Magnetic TiO2–SiO2 hybrid hollow spheres with TiO2 nanofibers on the surface and their formation mechanism

Abstract

TiO₂–SiO₂ hollow spheres with new hierarchical structures and magnetic response were prepared by etching mesoporous SiO₂/TiO₂/Fe₂O₃ hybrid particles in alkaline solution. Different from the conventional synthetic approaches to hollow particles which were always based on template methods, the shell layer of the SiO₂/TiO₂/Fe₂O₃ hybrid particles were solidified firstly by controlling the calcination temperature, which resulted in the removal of particle core and reservation of the shell layer during the etching process.

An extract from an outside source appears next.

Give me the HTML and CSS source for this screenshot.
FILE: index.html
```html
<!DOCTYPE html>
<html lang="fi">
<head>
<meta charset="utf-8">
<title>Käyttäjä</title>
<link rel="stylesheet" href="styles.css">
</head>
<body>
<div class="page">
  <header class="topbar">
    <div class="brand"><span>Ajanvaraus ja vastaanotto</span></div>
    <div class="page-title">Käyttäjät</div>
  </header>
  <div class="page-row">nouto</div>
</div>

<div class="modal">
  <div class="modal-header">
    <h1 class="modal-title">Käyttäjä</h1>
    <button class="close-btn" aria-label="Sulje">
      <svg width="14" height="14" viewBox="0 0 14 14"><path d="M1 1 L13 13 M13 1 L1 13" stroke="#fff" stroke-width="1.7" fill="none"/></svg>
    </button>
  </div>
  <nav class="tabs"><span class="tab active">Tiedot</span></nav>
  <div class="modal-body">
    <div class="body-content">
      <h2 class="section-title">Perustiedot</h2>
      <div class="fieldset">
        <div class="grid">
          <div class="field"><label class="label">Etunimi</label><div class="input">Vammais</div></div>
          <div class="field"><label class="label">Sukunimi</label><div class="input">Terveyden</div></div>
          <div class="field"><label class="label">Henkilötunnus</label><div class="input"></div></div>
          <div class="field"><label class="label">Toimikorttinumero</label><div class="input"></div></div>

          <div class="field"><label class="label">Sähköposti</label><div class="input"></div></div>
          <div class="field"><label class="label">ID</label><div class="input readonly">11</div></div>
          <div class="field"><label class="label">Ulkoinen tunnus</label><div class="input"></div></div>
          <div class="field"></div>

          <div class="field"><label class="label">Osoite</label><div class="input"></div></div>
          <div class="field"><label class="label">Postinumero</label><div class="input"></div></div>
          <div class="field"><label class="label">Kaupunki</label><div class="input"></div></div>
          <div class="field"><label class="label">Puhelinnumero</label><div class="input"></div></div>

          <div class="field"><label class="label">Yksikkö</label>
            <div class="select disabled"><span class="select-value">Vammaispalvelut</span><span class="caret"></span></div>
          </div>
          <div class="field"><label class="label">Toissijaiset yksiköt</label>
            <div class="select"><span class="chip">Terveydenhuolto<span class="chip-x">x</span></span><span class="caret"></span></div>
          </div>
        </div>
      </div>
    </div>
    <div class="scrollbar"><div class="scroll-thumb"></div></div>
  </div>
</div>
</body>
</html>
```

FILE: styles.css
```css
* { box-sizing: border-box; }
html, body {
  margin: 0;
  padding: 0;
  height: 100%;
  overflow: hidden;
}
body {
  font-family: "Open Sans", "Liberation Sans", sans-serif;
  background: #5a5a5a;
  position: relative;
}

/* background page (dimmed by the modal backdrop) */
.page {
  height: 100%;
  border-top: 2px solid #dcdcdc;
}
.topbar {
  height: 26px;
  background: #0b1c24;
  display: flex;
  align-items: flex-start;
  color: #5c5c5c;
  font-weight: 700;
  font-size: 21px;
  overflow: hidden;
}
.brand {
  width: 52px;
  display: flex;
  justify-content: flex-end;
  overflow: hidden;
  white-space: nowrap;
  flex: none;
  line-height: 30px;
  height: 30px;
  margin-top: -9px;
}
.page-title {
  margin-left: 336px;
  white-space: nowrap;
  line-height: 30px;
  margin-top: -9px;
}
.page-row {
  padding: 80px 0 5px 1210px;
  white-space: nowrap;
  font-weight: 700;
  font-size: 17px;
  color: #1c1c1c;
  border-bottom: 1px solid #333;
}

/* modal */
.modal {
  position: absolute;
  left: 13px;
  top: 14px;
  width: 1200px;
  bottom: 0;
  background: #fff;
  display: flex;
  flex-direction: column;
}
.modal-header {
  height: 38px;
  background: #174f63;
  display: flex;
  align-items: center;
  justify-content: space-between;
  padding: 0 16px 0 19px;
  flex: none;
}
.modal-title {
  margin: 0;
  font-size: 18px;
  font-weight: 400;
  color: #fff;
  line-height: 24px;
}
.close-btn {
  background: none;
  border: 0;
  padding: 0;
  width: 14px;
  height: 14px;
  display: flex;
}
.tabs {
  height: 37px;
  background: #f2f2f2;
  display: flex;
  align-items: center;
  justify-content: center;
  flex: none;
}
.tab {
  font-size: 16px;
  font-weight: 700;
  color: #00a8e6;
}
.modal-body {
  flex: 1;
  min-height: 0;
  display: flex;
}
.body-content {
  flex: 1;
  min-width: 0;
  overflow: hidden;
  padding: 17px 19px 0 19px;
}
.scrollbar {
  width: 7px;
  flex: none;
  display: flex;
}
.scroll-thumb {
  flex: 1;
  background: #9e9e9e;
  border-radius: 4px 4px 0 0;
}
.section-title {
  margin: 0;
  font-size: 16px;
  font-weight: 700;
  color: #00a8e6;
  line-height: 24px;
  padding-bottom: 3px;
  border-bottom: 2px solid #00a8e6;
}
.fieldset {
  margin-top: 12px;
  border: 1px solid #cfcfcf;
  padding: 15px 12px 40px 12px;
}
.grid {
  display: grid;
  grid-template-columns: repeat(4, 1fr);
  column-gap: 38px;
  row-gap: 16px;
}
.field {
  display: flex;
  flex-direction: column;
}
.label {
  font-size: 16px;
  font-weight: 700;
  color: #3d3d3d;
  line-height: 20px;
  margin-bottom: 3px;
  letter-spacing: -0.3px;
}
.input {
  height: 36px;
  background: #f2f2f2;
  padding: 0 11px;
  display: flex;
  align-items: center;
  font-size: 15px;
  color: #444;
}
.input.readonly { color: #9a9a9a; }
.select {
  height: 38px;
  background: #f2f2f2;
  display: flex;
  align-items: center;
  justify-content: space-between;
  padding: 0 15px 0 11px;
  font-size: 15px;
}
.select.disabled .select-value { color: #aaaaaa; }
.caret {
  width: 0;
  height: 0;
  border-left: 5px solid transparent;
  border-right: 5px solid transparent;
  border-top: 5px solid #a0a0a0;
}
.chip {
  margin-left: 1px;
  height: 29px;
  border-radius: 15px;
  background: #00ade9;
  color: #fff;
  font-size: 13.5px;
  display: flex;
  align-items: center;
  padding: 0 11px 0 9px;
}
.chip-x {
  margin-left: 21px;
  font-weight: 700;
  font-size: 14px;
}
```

The mechanism proposed was the dual porous structures in SiO₂/TiO₂/Fe₂O₃ spheres facilitated the diffusion of the alkaline solution into the particle interior and led to the destruction and removal of Si–O–Si bonds, and the residual Ti–O–Ti structures remained as TiO₂ nanofibers on the Ti–O–Si shell of the hollow spheres. Furthermore, encapsulation of Fe₂O₃ in the fibers induced the magnetic response of the hollow sphere. The hollow capsule with robust Ti–O–Si shell in the extreme pH solution made it applicable in many fields such as water treatment, bioseparation, microreactor and drug delivery systems. This work provided a new concept for the preparation of functional hollow spheres from its porous precursor. We believed that the present facile route was a significant breakthrough in the synthesis of hollow spheres and could be extended to the preparation of other hollow particles.